# TO DO
Restate all of the entries exactly, dropping any pictures they hold.

Lines of data
• • •
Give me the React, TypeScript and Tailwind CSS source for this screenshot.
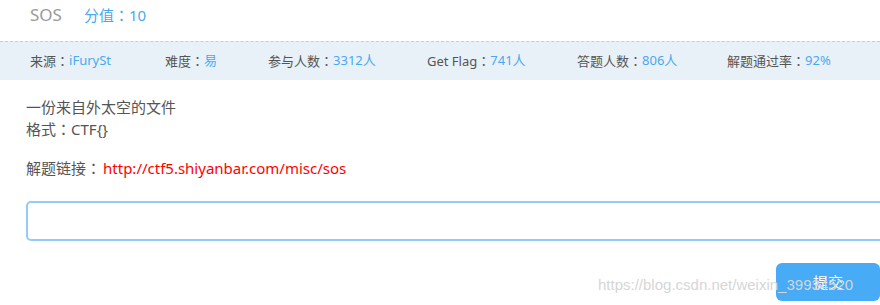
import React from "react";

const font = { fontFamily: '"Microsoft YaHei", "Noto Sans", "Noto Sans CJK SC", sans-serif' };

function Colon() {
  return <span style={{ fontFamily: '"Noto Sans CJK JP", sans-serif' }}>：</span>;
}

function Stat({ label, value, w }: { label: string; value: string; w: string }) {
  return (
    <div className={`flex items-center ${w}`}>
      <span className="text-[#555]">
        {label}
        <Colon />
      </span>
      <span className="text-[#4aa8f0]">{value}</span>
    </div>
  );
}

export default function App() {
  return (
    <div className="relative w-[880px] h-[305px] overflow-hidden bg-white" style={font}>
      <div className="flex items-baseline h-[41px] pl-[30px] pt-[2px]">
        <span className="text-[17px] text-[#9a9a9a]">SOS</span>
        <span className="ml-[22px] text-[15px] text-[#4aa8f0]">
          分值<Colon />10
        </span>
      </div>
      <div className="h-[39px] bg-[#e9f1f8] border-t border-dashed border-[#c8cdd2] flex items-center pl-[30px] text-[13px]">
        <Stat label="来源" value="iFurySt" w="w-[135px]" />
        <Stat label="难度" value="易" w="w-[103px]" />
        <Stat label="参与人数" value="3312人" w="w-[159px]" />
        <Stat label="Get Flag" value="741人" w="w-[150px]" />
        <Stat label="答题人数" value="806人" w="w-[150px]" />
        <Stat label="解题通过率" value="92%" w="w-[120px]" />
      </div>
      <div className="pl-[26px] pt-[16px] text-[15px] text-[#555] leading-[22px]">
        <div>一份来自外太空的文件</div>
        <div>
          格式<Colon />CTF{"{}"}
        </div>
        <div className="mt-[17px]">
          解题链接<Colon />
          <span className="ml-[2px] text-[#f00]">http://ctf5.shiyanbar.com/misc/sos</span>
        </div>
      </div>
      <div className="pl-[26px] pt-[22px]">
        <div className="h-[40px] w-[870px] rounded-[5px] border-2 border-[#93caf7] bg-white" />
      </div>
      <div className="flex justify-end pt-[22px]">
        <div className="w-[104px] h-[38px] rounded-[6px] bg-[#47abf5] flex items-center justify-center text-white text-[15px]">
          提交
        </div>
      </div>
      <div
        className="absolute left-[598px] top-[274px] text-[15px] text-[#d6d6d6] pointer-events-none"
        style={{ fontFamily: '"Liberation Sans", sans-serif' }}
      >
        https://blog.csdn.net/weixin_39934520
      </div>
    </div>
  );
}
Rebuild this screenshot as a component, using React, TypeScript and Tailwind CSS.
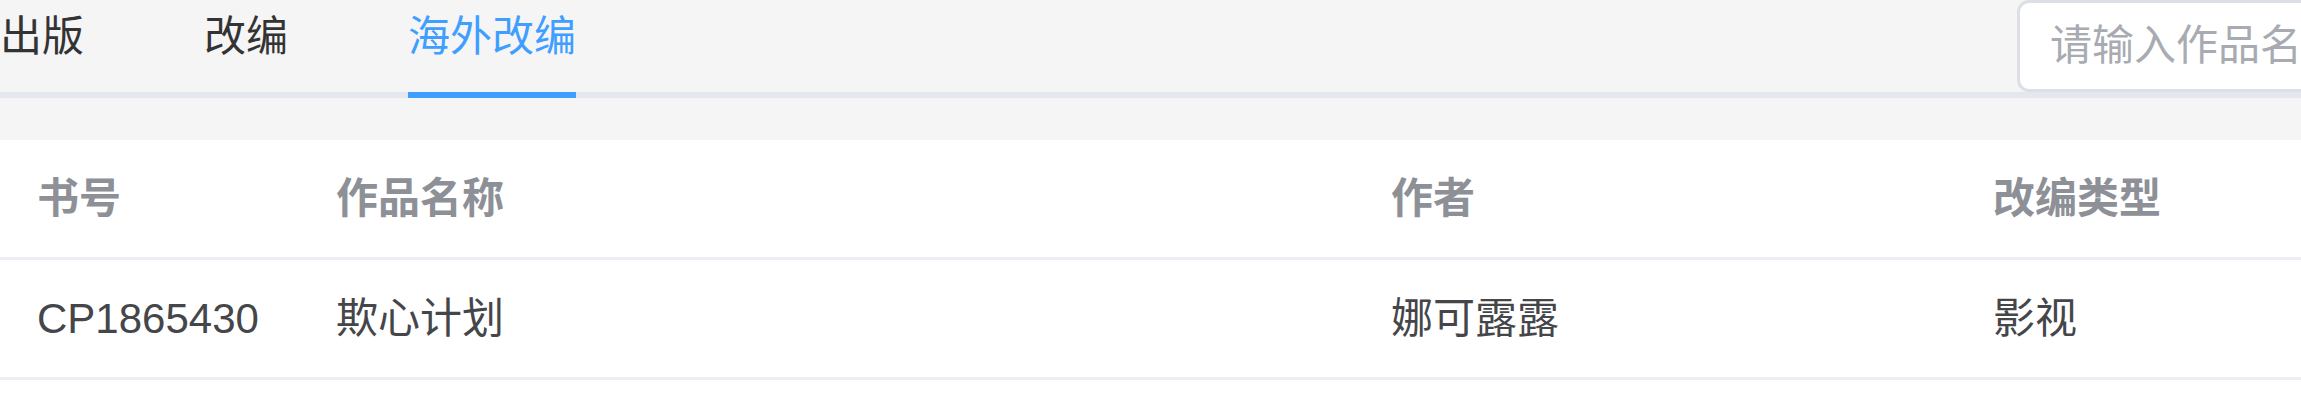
• • •
# TASK RESPONSE
Give me the React, TypeScript and Tailwind CSS source for this screenshot.
import React from "react";

const font = { fontFamily: '"Microsoft YaHei", "Noto Sans", "Noto Sans CJK SC", sans-serif' };

function Colon() {
  return <span style={{ fontFamily: '"Noto Sans CJK JP", sans-serif' }}>：</span>;
}

function Stat({ label, value, w }: { label: string; value: string; w: string }) {
  return (
    <div className={`flex items-center ${w}`}>
      <span className="text-[#555]">
        {label}
        <Colon />
      </span>
      <span className="text-[#4aa8f0]">{value}</span>
    </div>
  );
}

export default function App() {
  return (
    <div className="relative w-[880px] h-[305px] overflow-hidden bg-white" style={font}>
      <div className="flex items-baseline h-[41px] pl-[30px] pt-[2px]">
        <span className="text-[17px] text-[#9a9a9a]">SOS</span>
        <span className="ml-[22px] text-[15px] text-[#4aa8f0]">
          分值<Colon />10
        </span>
      </div>
      <div className="h-[39px] bg-[#e9f1f8] border-t border-dashed border-[#c8cdd2] flex items-center pl-[30px] text-[13px]">
        <Stat label="来源" value="iFurySt" w="w-[135px]" />
        <Stat label="难度" value="易" w="w-[103px]" />
        <Stat label="参与人数" value="3312人" w="w-[159px]" />
        <Stat label="Get Flag" value="741人" w="w-[150px]" />
        <Stat label="答题人数" value="806人" w="w-[150px]" />
        <Stat label="解题通过率" value="92%" w="w-[120px]" />
      </div>
      <div className="pl-[26px] pt-[16px] text-[15px] text-[#555] leading-[22px]">
        <div>一份来自外太空的文件</div>
        <div>
          格式<Colon />CTF{"{}"}
        </div>
        <div className="mt-[17px]">
          解题链接<Colon />
          <span className="ml-[2px] text-[#f00]">http://ctf5.shiyanbar.com/misc/sos</span>
        </div>
      </div>
      <div className="pl-[26px] pt-[22px]">
        <div className="h-[40px] w-[870px] rounded-[5px] border-2 border-[#93caf7] bg-white" />
      </div>
      <div className="flex justify-end pt-[22px]">
        <div className="w-[104px] h-[38px] rounded-[6px] bg-[#47abf5] flex items-center justify-center text-white text-[15px]">
          提交
        </div>
      </div>
      <div
        className="absolute left-[598px] top-[274px] text-[15px] text-[#d6d6d6] pointer-events-none"
        style={{ fontFamily: '"Liberation Sans", sans-serif' }}
      >
        https://blog.csdn.net/weixin_39934520
      </div>
    </div>
  );
}
Rebuild this screenshot as a component, using React, TypeScript and Tailwind CSS.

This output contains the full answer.